Prime Minister Nawaz Sharief was reported to have made contact with several of the Mujahideen (holy warrior) groups to make good a pledge to US President Bill Clinton to take 'concrete steps' to end the fighting.

Initial reaction from several of the insurgent groups was a defiant rejection of the appeal for 'help' made by Pakistan's top civil-military body, the Defence Committee of the Cabinet, to resolve the two-month-old crisis.

But there was no official word from the guerrillas' umbrella organisation, the United Jehad Council, which had slammed Sharief's US commitments as a sellout and surrender of their campaign to end Indian rule of the ''disputed region.''

The News said Sharief met several Mujahideen leaders late yesterday to reinforce the DCC appeal ''to help resolve the current Kargil situation,'' a thinly veiled plea to withdraw back across Pakistani lines.

''An official spokesman claimed that the Mujahideen leaders assured the prime minister they would not take any steps that were detrimental to the peace process the government had chosen to follow,'' The News reported.

Calls for a pullout mark a u-turn in the government's attitude towards the militants, whom it calls 'freedom fighters' waging an independent campaign.

Opposition leader Benazir Bhutto said in a statement that Sharief's handling of the crisis was ''damaging to Pakistan's national interest.''

''Nawaz is unclear about his commitment to the Kashmiri people and their struggle for freedom. While we must have peace in this unstable, nuclear-capable region, we cannot allow Nawaz's ambiguous policy to damage the struggle of the people of Kashmir,'' she said in a statement from London.

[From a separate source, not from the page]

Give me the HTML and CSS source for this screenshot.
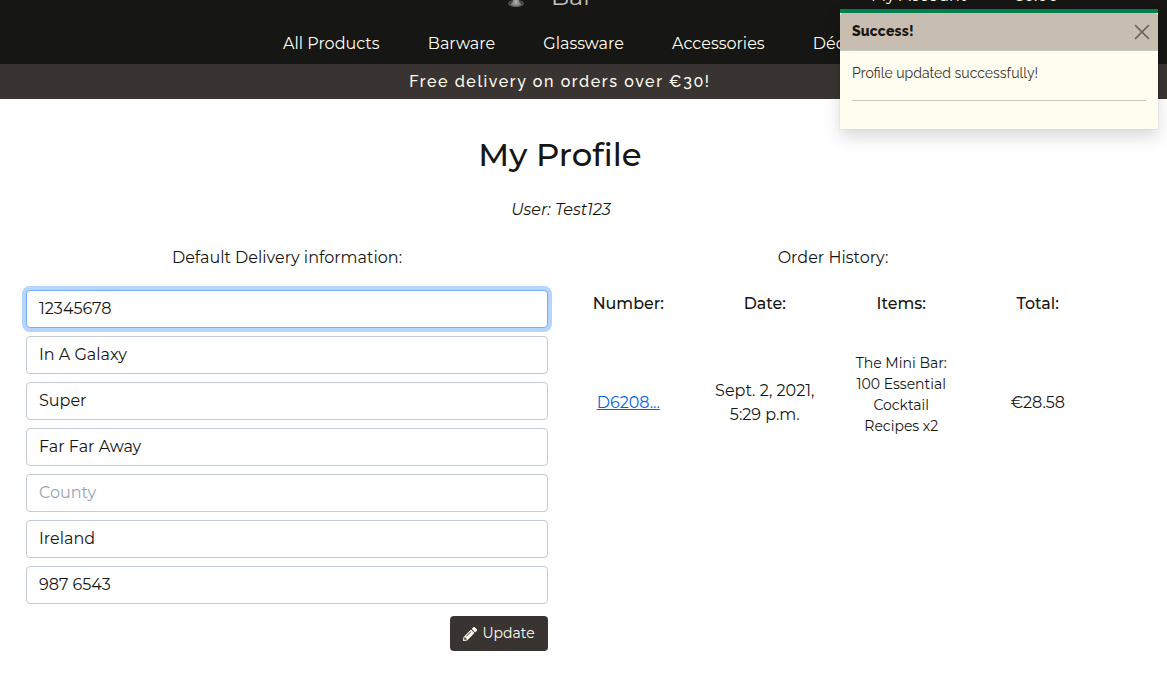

The government's appeal has sparked scattered protests across Pakistan by Islamic opposition parties and the public burning of effigies of Sharief and Clinton to register displeasure at what militants call backtracking on a cornerstone of Sharief's Kashmir policy.

The appeal was made against the background of a major Indian assault to drive out Pakistan-backed infiltrators off heights in the Batalik-Kargil-Dras sector of Kashmir.

Sharief was expected today to hold his first full cabinet meeting since returning from Washington and to underline what government spokesmen say is a successful campaign to internationalise the 52-year-old Kashmir dispute.